The move offered by commission member Billy Broussard from Pecan Island, to open the seasons passed 6-0.

The May 7 opener will be limited to inside waters between South Pass of the Mississippi River west to the Ship Channel at the mouth of the Atchafalaya River.

The rest of Zone 2 from the Atchafalaya River westward, all of Zone 3, from Freshwater Bayou west to the Louisiana-Texas line will open May 21.

That same day, May 21, the entire area of Zone 1, from South Pass of the Mississippi River, east to the Louisiana-Mississippi line will open.

State Shrimp Study leader Marty Bourgeois also urged the commission to reopen the state’s outside waters in the Vermilion Bay area to open at the same time as the inside waters in that area.

Bourgeois said brown shrimp move into the Gulf of Mexico on the stronger tides around the full moon, mostly in the days after the peak of the full moon, and that inshore shrimpers would lose the chance to catch both brown and overwinter white shrimp.
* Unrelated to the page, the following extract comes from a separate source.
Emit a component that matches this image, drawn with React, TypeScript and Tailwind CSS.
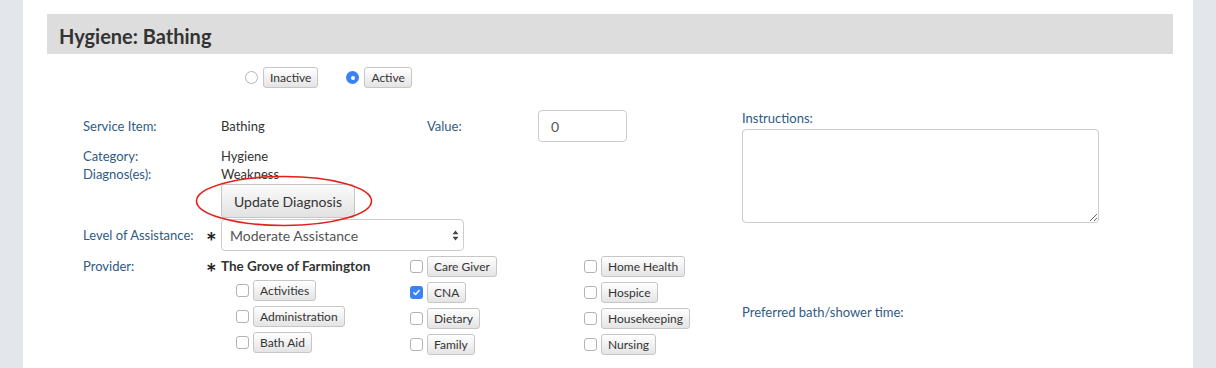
import React from "react";

const label = "text-[13px] text-[#2f5b86]";

function Box({ checked }: { checked?: boolean }) {
  return checked ? (
    <span className="flex h-[13px] w-[13px] shrink-0 items-center justify-center rounded-[3px] bg-[#3b82f6]">
      <svg width="9" height="9" viewBox="0 0 10 10" fill="none">
        <path d="M2 5.3l2 2L8 2.8" stroke="white" strokeWidth="1.6" strokeLinecap="round" strokeLinejoin="round" />
      </svg>
    </span>
  ) : (
    <span className="h-[13px] w-[13px] shrink-0 rounded-[3px] border border-[#b3b3b3] bg-white" />
  );
}

function Btn({ children, className = "" }: { children: React.ReactNode; className?: string }) {
  return (
    <span
      className={`inline-flex h-[21px] items-center rounded-[3px] border border-[#c6c6c6] bg-gradient-to-b from-white to-[#e4e4e4] px-[6px] text-[12px] text-[#333] ${className}`}
    >
      {children}
    </span>
  );
}

function Check({ name, checked }: { name: string; checked?: boolean }) {
  return (
    <div className="flex h-[21px] items-center gap-[4px]">
      <Box checked={checked} />
      <Btn>{name}</Btn>
    </div>
  );
}

function Star() {
  return (
    <span className="flex h-full w-[16px] items-center pl-[1px]">
      <span className="translate-y-[6px] text-[25px] font-bold leading-none text-[#222]">*</span>
    </span>
  );
}

export default function App() {
  return (
    <div className="flex min-h-[368px] bg-white font-['Lato',sans-serif]">
      <div className="w-[23px] bg-[#e3e7eb]" />
      <div className="flex-1 pl-[24px] pr-[20px] pt-[14px]">
        <div className="flex h-[40px] items-center bg-[#dddddd] px-[12px] pt-[3px] text-[20px] font-bold text-[#333]">
          Hygiene: Bathing
        </div>

        {/* status */}
        <div className="mt-[13px] flex h-[21px] items-center pl-[198px]">
          <span className="h-[13px] w-[13px] rounded-full border border-[#b3b3b3] bg-white" />
          <Btn className="ml-[5px]">Inactive</Btn>
          <span className="ml-[28px] flex h-[13px] w-[13px] items-center justify-center rounded-full bg-[#3b82f6]">
            <span className="h-[4px] w-[4px] rounded-full bg-white" />
          </span>
          <Btn className="ml-[5px]">Active</Btn>
        </div>

        <div className="mt-[22px] flex pl-[36px]">
          {/* left form */}
          <div className="w-[659px]">
            <div className="flex h-[32px] items-center pt-[2px]">
              <span className={`${label} w-[138px]`}>Service Item:</span>
              <span className="w-[206px] text-[13px] text-[#333]">Bathing</span>
              <span className={`${label} w-[111px]`}>Value:</span>
              <input
                readOnly
                value="0"
                className="-mt-[2px] h-[32px] w-[89px] rounded-[4px] border border-[#cccccc] px-[12px] text-[14px] text-[#555] outline-none"
              />
            </div>
            <div className="mt-[5px] flex h-[18px] items-center pt-[1px]">
              <span className={`${label} w-[138px]`}>Category:</span>
              <span className="text-[13px] text-[#333]">Hygiene</span>
            </div>
            <div className="flex h-[18px] items-center pt-[1px]">
              <span className={`${label} w-[138px]`}>Diagnos(es):</span>
              <span className="text-[13px] text-[#333]">Weakness</span>
            </div>
            <div className="relative ml-[138px] mt-[1px] w-[134px]">
              <button className="flex h-[34px] w-[134px] items-center justify-center rounded-[3px] border border-[#c6c6c6] bg-gradient-to-b from-[#fbfbfb] to-[#e2e2e2] text-[14px] text-[#333]">
                Update Diagnosis
              </button>
              <svg className="pointer-events-none absolute left-[-26px] top-[-9px]" width="178" height="52" viewBox="0 0 178 52">
                <ellipse cx="89" cy="26" rx="87.5" ry="24.5" fill="none" stroke="#e3201b" strokeWidth="1.6" />
              </svg>
            </div>
            <div className="mt-[1px] flex h-[32px] items-center">
              <span className={`${label} w-[122px] pt-[2px]`}>Level of Assistance:</span>
              <Star />
              <div className="flex h-[32px] w-[243px] items-center justify-between rounded-[4px] border border-[#cccccc] bg-white pl-[8px] pr-[4px] text-[14px] text-[#555]">
                Moderate Assistance
                <svg width="7" height="11" viewBox="0 0 7 11">
                  <path d="M3.5 0.5L6.5 4.2H0.5z M3.5 10.5L6.5 6.8H0.5z" fill="#444" />
                </svg>
              </div>
            </div>

            {/* providers */}
            <div className="mt-[5px] flex">
              <span className={`${label} flex h-[21px] w-[122px] items-center`}>Provider:</span>
              <span className="h-[21px]">
                <Star />
              </span>
              <div className="w-[189px]">
                <div className="flex h-[21px] items-center text-[13.5px] font-bold text-[#333]">The Grove of Farmington</div>
                <div className="mt-[3px] flex flex-col gap-[5px] pl-[15px]">
                  <Check name="Activities" />
                  <Check name="Administration" />
                  <Check name="Bath Aid" />
                </div>
              </div>
              <div className="flex w-[174px] flex-col gap-[5px]">
                <Check name="Care Giver" />
                <Check name="CNA" checked />
                <Check name="Dietary" />
                <Check name="Family" />
              </div>
              <div className="flex flex-col gap-[5px]">
                <Check name="Home Health" />
                <Check name="Hospice" />
                <Check name="Housekeeping" />
                <Check name="Nursing" />
              </div>
            </div>
          </div>

          {/* right column */}
          <div className="w-[357px]">
            <div className={`${label} h-[16px] leading-[16px]`}>Instructions:</div>
            <textarea className="mt-[3px] block h-[94px] w-[357px] rounded-[4px] border border-[#cccccc] outline-none" />
            <div className={`${label} mt-[81px] h-[16px] leading-[16px]`}>Preferred bath/shower time:</div>
          </div>
        </div>
      </div>
      <div className="w-[23px] bg-[#e3e7eb]" />
    </div>
  );
}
Other commission action included:

  • Approving the 2012-2014 resident-game hunting seasons and wildlife management area hunting regulations. This included a Dec. 15-23 with or without dogs for selected areas in the Kisatchie National Forest, and a provision to allow seven new 35-38 caliber rifles to the state’s approved primitive weapons list;
  • Approving a Declaration of Emergency to continue the closure of three coastal areas in the aftermath of the BP-Deepwater Horizon oil disaster. The three are Bay Jimmie in Barataria Bay, waters around Grand Terre Island and the southernmost reaches of the entire Mississippi River delta south of Venice. The closure covers all commercial fishing activity and the recreational take of shrimp and crabs, but allows recreational finfishing;
  • Approving a proclamation for May 19-25 as State Boating Week in Louisiana;
  • Approving Free Fishing Days (no fishing licenses required) statewide for June 9-10 as part of the June 4-10 Louisiana Fishing Week;
  • Applauding the work of the Biloxi Marsh Lands Corporation for another 25-year lease for the 35,643-acre Biloxi WMA in St. Bernard Parish, a move that extends the WMA to a continuous 80-year commitment to the public use of this area;
  • Learning from Ducks Unlimited how the more than $300,000 donation from the LDWF was used to enhance wetlands projects in the Canadian province of Saskatchewan;
  • Learning that Enforcement Division agents issued 1,336 citations and 575 written warnings across the state during April, when three boating fatalities brought to 12 the state’s 2012 total;
  • And, approving its September meeting date for Sept. 6 in Baton Rouge.